Question 3 (4 marks)

Explain how changing image resolution and colour depth affects the quality and file size of a bitmap image.

Model answer:

  1. If image resolution increases, the image has more pixels, so it usually looks sharper and more detailed.
  2. More pixels must be stored, so increasing resolution also makes the file size larger.
  3. If colour depth increases, more colours can be shown, so the image looks smoother and more realistic.
  4. More bits are needed for each pixel, so increasing colour depth also makes the file size larger.

Question 4 (4 marks)

A company needs an image for its logo. The logo will be used on a website, on business cards and on a large billboard.
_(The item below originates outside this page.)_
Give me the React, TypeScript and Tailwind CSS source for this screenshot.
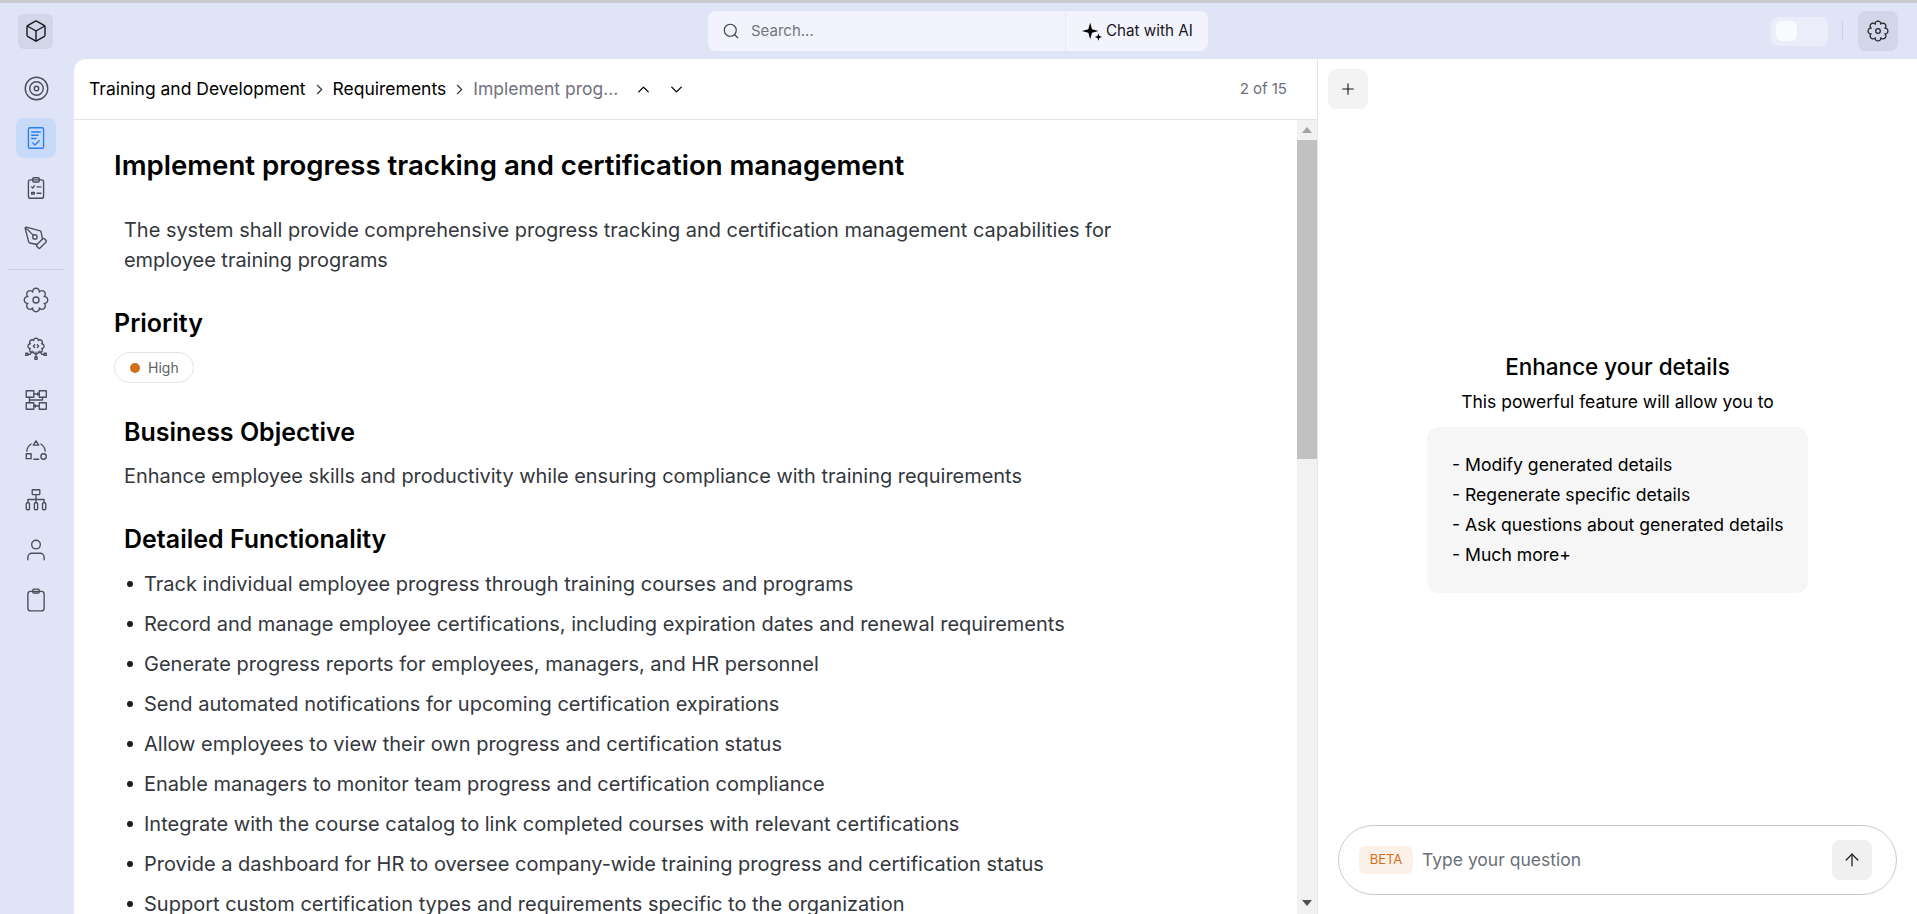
import { ArrowUp, Box, ChevronDown, ChevronRight, ChevronUp, PenTool, Plus, Search, Target } from 'lucide-react';
import type { ReactNode } from 'react';

const bullets = [
  'Track individual employee progress through training courses and programs',
  'Record and manage employee certifications, including expiration dates and renewal requirements',
  'Generate progress reports for employees, managers, and HR personnel',
  'Send automated notifications for upcoming certification expirations',
  'Allow employees to view their own progress and certification status',
  'Enable managers to monitor team progress and certification compliance',
  'Integrate with the course catalog to link completed courses with relevant certifications',
  'Provide a dashboard for HR to oversee company-wide training progress and certification status',
  'Support custom certification types and requirements specific to the organization',
];

const features = [
  'Modify generated details',
  'Regenerate specific details',
  'Ask questions about generated details',
  'Much more+',
];

// scalloped 8 tooth cog outline
function gearPath(cx: number, cy: number, valley: number, tip: number) {
  const pt = (r: number, a: number) => `${(cx + r * Math.cos(a)).toFixed(2)} ${(cy + r * Math.sin(a)).toFixed(2)}`;
  const step = (Math.PI * 2) / 8;
  let d = `M${pt(valley, -step / 2)}`;
  for (let i = 0; i < 8; i++) {
    const a = -step / 2 + i * step;
    d += ` C${pt(tip, a + step * 0.12)} ${pt(tip, a + step * 0.88)} ${pt(valley, a + step)}`;
  }
  return d + 'Z';
}

function Icon({ children, className = 'text-[#4a4f59]' }: { children: ReactNode; className?: string }) {
  return (
    <svg viewBox="0 0 24 24" fill="none" stroke="currentColor" strokeWidth="1.25" strokeLinecap="round" strokeLinejoin="round" className={`h-[26px] w-[26px] ${className}`}>
      {children}
    </svg>
  );
}

function NavButton({ children, active = false }: { children: ReactNode; active?: boolean }) {
  return (
    <div className={`flex h-10 w-10 items-center justify-center rounded-lg ${active ? 'bg-[#c8daf9]' : ''}`}>
      {children}
    </div>
  );
}

function Sidebar() {
  return (
    <aside className="flex w-[74px] shrink-0 flex-col items-center gap-2.5 pr-[2px] pt-[9px]">
      <NavButton>
        <Target className="h-[27px] w-[27px] text-[#4a4f59]" strokeWidth={1.25} />
      </NavButton>
      <NavButton active>
        <Icon className="text-[#2b7ff0]">
          <rect x="5" y="2.500" width="14" height="19" rx="1.500" />
          <path d="M8 6.500h8M8 9.500h6M8 12.500h4M9 16.500l2 2 4-4" />
        </Icon>
      </NavButton>
      <NavButton>
        <Icon>
          <rect x="5" y="4.500" width="14" height="17" rx="2" />
          <rect x="9" y="2.500" width="6" height="4" rx="1" />
          <path d="M8 11l1 1 1.500-2M13 11h3.500M8 16h2.500v1.500H8zM13 16.800h3.500" />
        </Icon>
      </NavButton>
      <NavButton>
        <PenTool className="h-[26px] w-[26px] text-[#4a4f59]" strokeWidth={1.25} />
      </NavButton>
      <div className="mt-px h-px w-[56px] bg-[#c9cfe4]" />
      <NavButton>
        <Icon>
          <path d={gearPath(12, 12, 8, 12.500)} />
          <circle cx="12" cy="12" r="2.800" />
        </Icon>
      </NavButton>
      <NavButton>
        <Icon>
          <path d={gearPath(12, 8.500, 5.600, 8.500)} />
          <path d="M10.800 7.200l-1.200 1.300 1.200 1.300M13.200 7.200l1.200 1.300-1.200 1.300M12 14v4.500M8.500 13l-2 3h-2M15.500 13l2 3h2" />
          <rect x="2.500" y="15" width="2" height="2" />
          <rect x="19.500" y="15" width="2" height="2" />
          <rect x="11" y="18.500" width="2" height="2" />
        </Icon>
      </NavButton>
      <NavButton>
        <Icon>
          <rect x="3" y="3.500" width="7" height="6" />
          <rect x="15" y="3.500" width="6.500" height="6" />
          <rect x="3" y="14.500" width="7" height="6" />
          <rect x="15" y="14.500" width="6.500" height="6" />
          <path d="M10 6.500h5M13.500 5.500l1.500 1-1.500 1M15 17.500h-5M11.500 16.500l-1.500 1 1.500 1M6 9.500v5M18 9.500v2.500H6" />
        </Icon>
      </NavButton>
      <NavButton>
        <Icon>
          <path d="M12 3.500l2.500 4h-5z" />
          <rect x="3" y="15.500" width="4.500" height="4.500" />
          <circle cx="19" cy="18" r="2.500" />
          <path d="M7.500 6.500a9 9 0 0 0-4 6.500M16.500 6.500a9 9 0 0 1 4 6.500M10 20.500h4.500" />
        </Icon>
      </NavButton>
      <NavButton>
        <Icon>
          <rect x="8.500" y="2.500" width="7" height="4.500" rx="0.500" />
          <path d="M12 7v4.500M4.500 14v-2.500h15V14M12 11.500V14" />
          <rect x="3" y="14.500" width="3" height="6.500" rx="1" />
          <rect x="10.500" y="14.500" width="3" height="6.500" rx="1" />
          <rect x="18" y="14.500" width="3" height="6.500" rx="1" />
        </Icon>
      </NavButton>
      <NavButton>
        <Icon>
          <circle cx="12" cy="7" r="4" />
          <path d="M4.500 21v-2.500a3.500 3.500 0 0 1 3.500-3.500h8a3.500 3.500 0 0 1 3.500 3.500V21" />
        </Icon>
      </NavButton>
      <NavButton>
        <Icon>
          <rect x="4.500" y="4" width="15" height="18" rx="2.500" />
          <rect x="9" y="2" width="6" height="3.500" rx="1" />
        </Icon>
      </NavButton>
    </aside>
  );
}

function TopBar() {
  return (
    <header className="grid h-14 shrink-0 grid-cols-[708px_500px_1fr] items-center">
      <div className="pl-[18px]">
        <div className="flex h-[35px] w-[35px] items-center justify-center rounded-md bg-[#d1d6e8]">
          <Box className="h-[24px] w-[24px] text-[#17181c]" strokeWidth={1.4} />
        </div>
      </div>
      <div className="flex h-10 items-center rounded-lg bg-[#f2f3fc]">
        <div className="flex flex-1 items-center gap-[11px] pl-[14px]">
          <Search className="h-[18px] w-[18px] text-[#3f434b]" strokeWidth={1.5} />
          <span className="text-[15px] text-[#71757e]">Search...</span>
        </div>
        <div className="flex h-full w-[143px] items-center gap-[3px] border-l border-[#e6e8f3] pl-[15px]">
          <svg viewBox="0 0 24 24" className="h-[22px] w-[22px] text-black" fill="currentColor">
            <path d="M10 3l2 7 7 2-7 2-2 7-2-7-7-2 7-2z" />
            <path d="M19 14.500l1 3 3 1-3 1-1 3-1-3-3-1 3-1z" />
          </svg>
          <span className="text-[15.200px] text-[#17181c]">Chat with AI</span>
        </div>
      </div>
      <div className="flex items-center justify-end gap-[15px] pr-[19px]">
        <div className="-mr-px flex h-[29px] w-[57px] items-center rounded-lg bg-[#ebeefa] pl-[5px]">
          <div className="h-5 w-[21px] rounded-md bg-[#f9fafe]" />
        </div>
        <div className="h-5 w-px bg-[#ccd2e6]" />
        <div className="flex h-10 w-10 items-center justify-center rounded-lg bg-[#d1d6e8]">
          <svg viewBox="0 0 24 24" fill="none" stroke="currentColor" strokeWidth="1.400" strokeLinejoin="round" className="h-[22px] w-[22px] text-[#24262b]">
            <path d={gearPath(12, 12, 8, 12.500)} />
            <circle cx="12" cy="12" r="2.500" />
          </svg>
        </div>
      </div>
    </header>
  );
}

function Breadcrumbs() {
  return (
    <div className="flex h-[61px] shrink-0 items-center border-b border-[#e5e5e5] pl-[15px] pr-[30px]">
      <span className="text-[17.500px] text-black">Training and Development</span>
      <ChevronRight className="mx-[5px] h-[17px] w-[17px] text-[#33363c]" strokeWidth={1.6} />
      <span className="text-[17.500px] text-black">Requirements</span>
      <ChevronRight className="mx-[5px] h-[17px] w-[17px] text-[#33363c]" strokeWidth={1.6} />
      <span className="text-[17.500px] text-[#6f737b]">Implement prog...</span>
      <ChevronUp className="ml-4 h-[19px] w-[19px] text-black" strokeWidth={1.7} />
      <ChevronDown className="ml-[14px] h-[19px] w-[19px] text-black" strokeWidth={1.7} />
      <span className="ml-auto mt-px text-[15px] text-[#6b7078]">2 of 15</span>
    </div>
  );
}

function Scrollbar() {
  return (
    <div className="flex w-5 shrink-0 flex-col items-center bg-[#f1f1f1]">
      <div className="mt-[7px] h-0 w-0 border-x-[5px] border-b-[6px] border-x-transparent border-b-[#a3a3a3]" />
      <div className="mt-[7px] h-[319px] w-full bg-[#c1c1c1]" />
      <div className="mb-[8px] mt-auto h-0 w-0 border-x-[5px] border-t-[6px] border-x-transparent border-t-[#505050]" />
    </div>
  );
}

function Article() {
  return (
    <div className="flex-1 overflow-hidden pl-10 pt-[27px]">
      <h1 className="text-[27.600px] font-semibold leading-9 text-black">Implement progress tracking and certification management</h1>
      <p className="ml-[10px] mt-8 w-[1040px] text-[19.950px] leading-[30px] text-[#33373d]">
        The system shall provide comprehensive progress tracking and certification management capabilities for employee training programs
      </p>
      <h2 className="mt-8 text-[25px] font-semibold leading-8 text-black">Priority</h2>
      <div className="mt-[13px] flex h-[31px] w-20 items-center gap-2 rounded-full border border-[#e3e3e3] pl-[15px]">
        <span className="h-[10px] w-[10px] rounded-full bg-[#d0701a]" />
        <span className="text-[14px] text-[#5d6168]">High</span>
      </div>
      <h2 className="ml-[10px] mt-[33px] text-[25px] font-semibold leading-8 text-black">Business Objective</h2>
      <p className="ml-[10px] mt-[13px] text-[19.950px] leading-[30px] text-[#33373d]">
        Enhance employee skills and productivity while ensuring compliance with training requirements
      </p>
      <h2 className="ml-[10px] mt-8 text-[25px] font-semibold leading-8 text-black">Detailed Functionality</h2>
      <ul className="ml-[10px] mt-[14px] flex flex-col gap-2.5">
        {bullets.map((item) => (
          <li key={item} className="flex items-center text-[20px] leading-[30px] text-[#33373d]">
            <span className="ml-[3px] mr-[11px] h-[6px] w-[6px] shrink-0 rounded-full bg-[#1c1c1c]" />
            {item}
          </li>
        ))}
      </ul>
    </div>
  );
}

function AssistantPanel() {
  return (
    <section className="flex flex-1 flex-col">
      <div className="pl-[10px] pt-[10px]">
        <div className="flex h-10 w-10 items-center justify-center rounded-lg bg-[#f3f3f3]">
          <Plus className="h-[18px] w-[18px] text-[#17181c]" strokeWidth={1.5} />
        </div>
      </div>
      <div className="flex flex-1 flex-col items-center pt-[243px]">
        <h3 className="text-[22.500px] font-medium leading-[30px] text-black">Enhance your details</h3>
        <p className="mt-[6px] text-[17.500px] leading-7 text-black">This powerful feature will allow you to</p>
        <ul className="mt-[11px] h-[166px] w-[381px] rounded-xl bg-[#f6f6f6] pl-[25px] pt-[23px] text-[17.600px] leading-[30px] text-black">
          {features.map((item) => (
            <li key={item}>- {item}</li>
          ))}
        </ul>
      </div>
      <div className="mx-5 mb-[19px] flex h-[70px] items-center rounded-full border border-[#cccccc] pl-5 pr-[24px]">
        <span className="flex h-7 w-[54px] items-center justify-center rounded-md bg-[#fcf1e8] text-[13px] text-[#d0701a]">BETA</span>
        <span className="ml-[9px] mt-px text-[17.500px] text-[#6b7078]">Type your question</span>
        <div className="ml-auto flex h-10 w-10 items-center justify-center rounded-lg bg-[#f0f0f0]">
          <ArrowUp className="h-[20px] w-[20px] text-[#17181c]" strokeWidth={1.5} />
        </div>
      </div>
    </section>
  );
}

export default function App() {
  return (
    <div className="flex h-[914px] w-full flex-col overflow-hidden bg-[#dfe4f6] font-['Inter',sans-serif]">
      <div className="h-[3px] shrink-0 bg-[#c9cbcc]" />
      <TopBar />
      <div className="flex min-h-0 flex-1">
        <Sidebar />
        <main className="flex min-w-0 flex-1 overflow-hidden rounded-tl-xl bg-white">
          <div className="flex w-[1244px] shrink-0 flex-col border-r border-[#e5e5e5]">
            <Breadcrumbs />
            <div className="flex min-h-0 flex-1">
              <Article />
              <Scrollbar />
            </div>
          </div>
          <AssistantPanel />
        </main>
      </div>
    </div>
  );
}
State which type of image should be used and justify your answer.

Model answer:

  1. The company should use a vector graphic.
  2. A vector graphic is made from shapes and mathematical instructions, not fixed pixels.
  3. It can be resized up or down without losing quality, so the logo stays sharp on both a small card and a large billboard.
  4. This makes it better than a bitmap image, which could become pixelated when enlarged.

Question 5 (4 marks)

Explain what is meant by sampling rate and sampling resolution when sound is stored on a computer, and explain the effect of increasing them.

Model answer:

  1. Sampling rate is the number of times per second that the computer measures the analogue sound wave.
  2. Sampling resolution is the number of bits used to store each of those measured values.
  3. Increasing the sampling rate makes the digital sound closer to the original sound wave, so the sound is more accurate, but the file size becomes larger.
  4. Increasing the sampling resolution stores each sample more precisely, so sound quality improves, but this also increases the file size.